Entre temps, la phalange du Deutsches Symphonie-Orchester s’était déployée au grand complet pour nous jouer une musique nettement plus romantique, sans grand rapport d’ailleurs avec l’autre partie du programme. Les Lieder sur des poèmes de Maeterlinck, rarement donnés et dont l’audition était donc fort attendue, s’avèrent quelque peu décevants à la première écoute, et ne renouvellent pas la forte impression du Nain et de la Symphonie lyrique donnés à Paris l’année dernière. L’ensemble baigne dans une atmosphère mahlérienne assez plaisante (le sixième Lied contient d’ailleurs des allusions presque explicites au premier mouvement de la symphonie Titan) mais aussi, hormis les premiers et derniers morceaux de facture plus ambitieuse, assez ronronnante, et Zemlinsky est bien loin de posséder l’inventivité mélodique de son aîné.

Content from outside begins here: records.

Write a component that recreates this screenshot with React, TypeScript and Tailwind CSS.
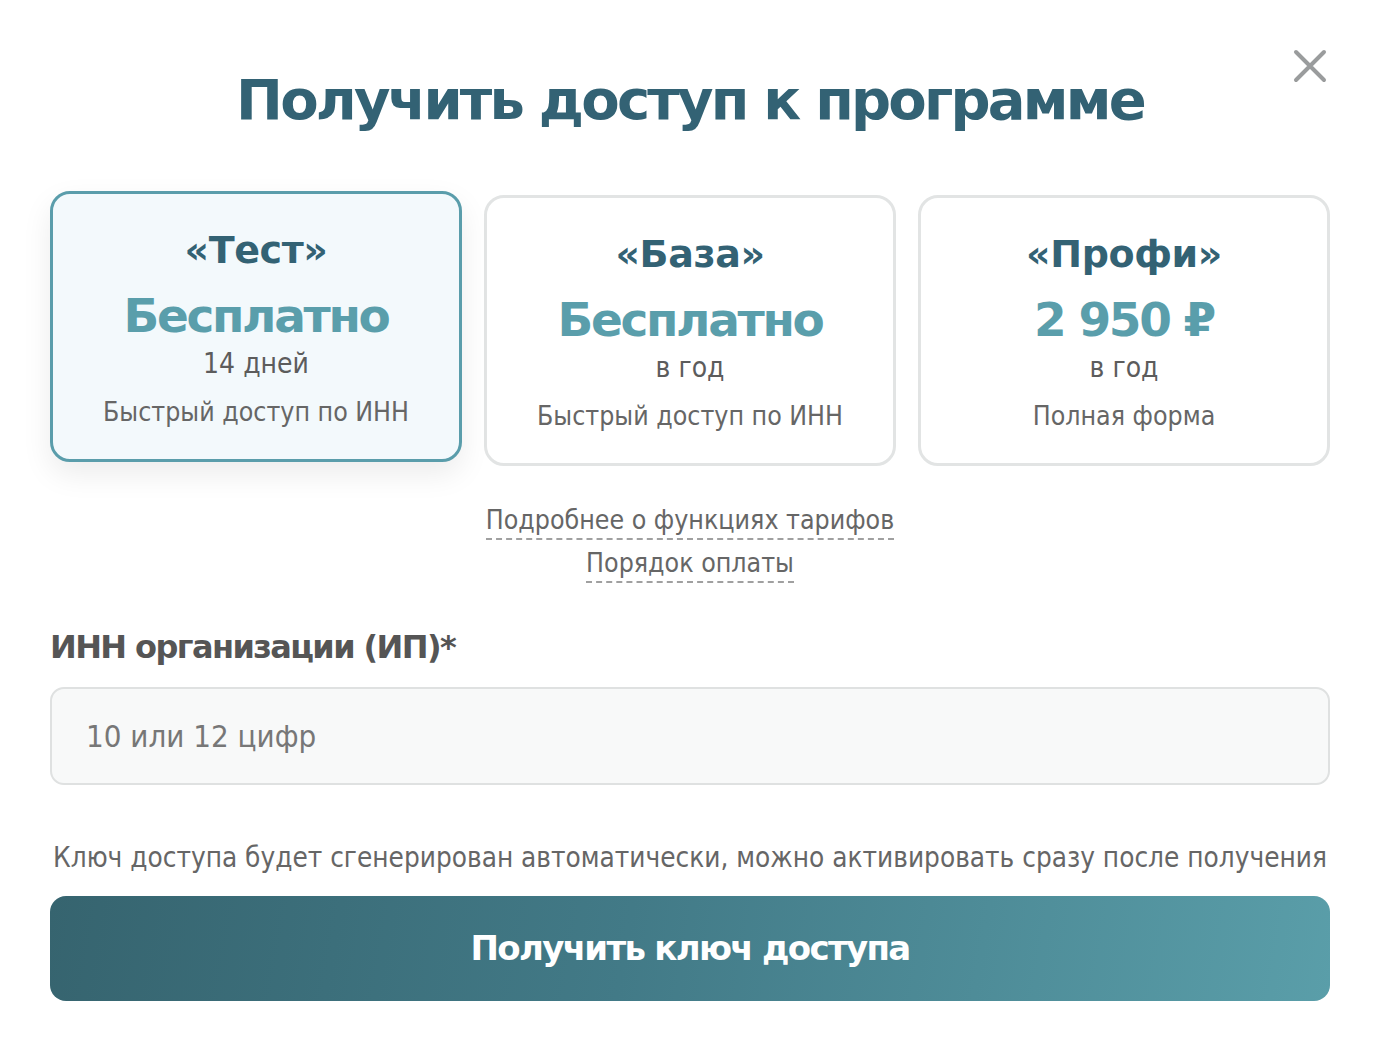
import { useState } from 'react';

type Plan = {
  id: string;
  name: string;
  price: string;
  term: string;
  note: string;
};

const plans: Plan[] = [
  { id: 'test', name: '«Тест»', price: 'Бесплатно', term: '14 дней', note: 'Быстрый доступ по ИНН' },
  { id: 'base', name: '«База»', price: 'Бесплатно', term: 'в год', note: 'Быстрый доступ по ИНН' },
  { id: 'pro', name: '«Профи»', price: '2 950 ₽', term: 'в год', note: 'Полная форма' },
];

const bold = "font-['DejaVu_Sans',sans-serif] font-bold tracking-[-0.05em]";
const regular = "font-['DejaVu_Sans_Condensed','DejaVu_Sans',sans-serif]";

function PlanCard({ plan, active, onClick }: { plan: Plan; active: boolean; onClick: () => void }) {
  return (
    <button
      type="button"
      onClick={onClick}
      className={
        active
          ? 'flex h-[271px] flex-col items-center justify-center rounded-[20px] border-[3px] border-[#5a9dab] bg-[#f3f9fc] pt-[6px] -translate-y-[4px] shadow-[0_12px_30px_rgba(0,0,0,0.08)]'
          : 'flex h-[271px] flex-col items-center justify-center rounded-[20px] border-[3px] border-[#e2e4e4] bg-white pt-[6px]'
      }
    >
      <div className="font-['DejaVu_Sans',sans-serif] text-[38px] font-bold leading-[44px] tracking-[-0.01em] text-[#336274]">
        {plan.name}
      </div>
      <div className={`${bold} mt-[16px] text-[47px] leading-[56px] text-[#5a9eab]`}>{plan.price}</div>
      <div className={`${regular} text-[28px] leading-[40px] text-[#5c5c5c]`}>{plan.term}</div>
      <div className={`${regular} mt-[8px] text-[26.5px] leading-[40px] text-[#666]`}>{plan.note}</div>
    </button>
  );
}

export default function App() {
  const [selected, setSelected] = useState('test');
  const [inn, setInn] = useState('');

  return (
    <main className="min-h-[1052px] w-full bg-white">
      <div className="relative flex flex-col pl-[50px] pr-[56px] pt-[66px]">
        <button type="button" className="absolute right-[58px] top-[48px] h-[36px] w-[36px]" aria-label="Закрыть">
          <svg viewBox="0 0 36 36" className="h-full w-full">
            <path d="M4 4 L32 32 M32 4 L4 32" stroke="#9a9c9d" strokeWidth="4" strokeLinecap="round" />
          </svg>
        </button>

        <h1 className={`${bold} text-center text-[56px] leading-[68px] text-[#336274]`}>
          Получить доступ к программе
        </h1>

        <div className="mt-[61px] grid grid-cols-3 gap-[22px]">
          {plans.map((plan) => (
            <PlanCard key={plan.id} plan={plan} active={selected === plan.id} onClick={() => setSelected(plan.id)} />
          ))}
        </div>

        <div className={`${regular} mt-[36px] flex flex-col items-center gap-[5px] text-[26.5px] leading-[36px] text-[#666]`}>
          <a className="border-b-2 border-dashed border-[#a0a0a0]">Подробнее о функциях тарифов</a>
          <a className="border-b-2 border-dashed border-[#a0a0a0]">Порядок оплаты</a>
        </div>

        <label className={`${bold} mt-[42px] text-[32px] leading-[44px] text-[#555]`}>ИНН организации (ИП)*</label>

        <input
          value={inn}
          onChange={(e) => setInn(e.target.value)}
          placeholder="10 или 12 цифр"
          className={`${regular} mt-[18px] h-[98px] w-full rounded-[14px] border-2 border-[#dfe1e1] bg-[#f8f9f9] px-[34px] text-[31px] text-[#333] outline-none placeholder:text-[#777]`}
        />

        <p className={`${regular} mt-[55px] text-center text-[27.7px] leading-[36px] text-[#666]`}>
          Ключ доступа будет сгенерирован автоматически, можно активировать сразу после получения
        </p>

        <button
          type="button"
          className={`${bold} mt-[20px] h-[105px] w-full rounded-[16px] bg-[linear-gradient(100deg,#36646f_0%,#427a87_45%,#5a9ea9_100%)] text-[34px] text-white`}
        >
          Получить ключ доступа
        </button>
      </div>
    </main>
  );
}
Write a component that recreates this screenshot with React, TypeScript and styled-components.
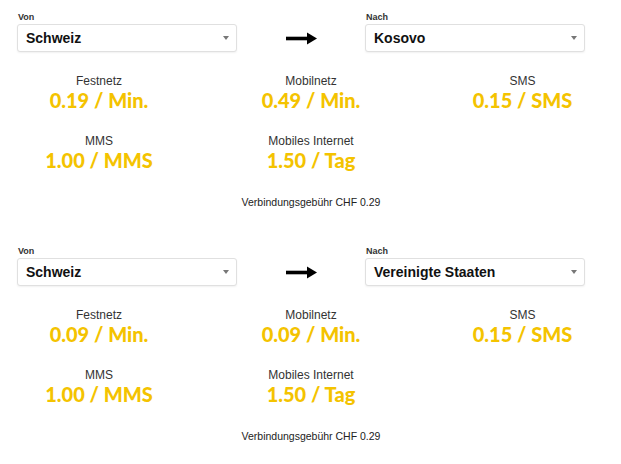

Ni, surtout, les audaces d’écriture de ses descendants. Car la différence est flagrante avec les pièces de Berg qui suivirent, et qui sont l’œuvre d’un compositeur autrement novateur. Ces trois fragments de Wozzeck op.7, édités séparément, constituaient une sorte de bande annonce que Berg avait confiée à Hermann Scherchen pour faire connaître son opéra sans trop de frais. Les fameuses scènes du tambour-major et de la lecture de la Bible sont chantées avec beaucoup de réalisme par Iris Vermillion, un peu moins à son aise que dans les Lieder cependant, dans lesquels elle avait trouvé un sfumato fauréen tout à fait adéquat. À l’orchestre, Sian Edwards montre déjà dans les courts interludes associés à ces deux scènes sa très grande maîtrise de cette musique, dont elle sait nous faire partager tout le mystère. Mais le meilleur restait à venir avec un magnifique Épilogue Orchestral : dosant à merveille les différents pupitres lors des préliminaires, elle construit ensuite avec patience et précision une trame dramatique tout à fait passionnante (aidée en cela par un excellent premier violon) pour laquelle nous sommes toute ouïe, et décroche vraiment la timbale dans le fameux tutti fortissimo, rendu avec juste ce qu’il faut de crudité et de " vérisme " musical. Dans ce morceau de bravoure de l’école de Vienne, Sian Edwards laisse autant libre cours à sa sensualité qu’à son intelligence, et là encore ceci nous semble un juste retour des choses après la " tradition " un peu trop cérébrale laissée par Boulez dans l’interprétation de cette musique.
Au total un excellent concert, de contenu certes un peu hétérogène, mais qui nous aura permis de découvrir toute la variété des talents du chef Sian Edwards.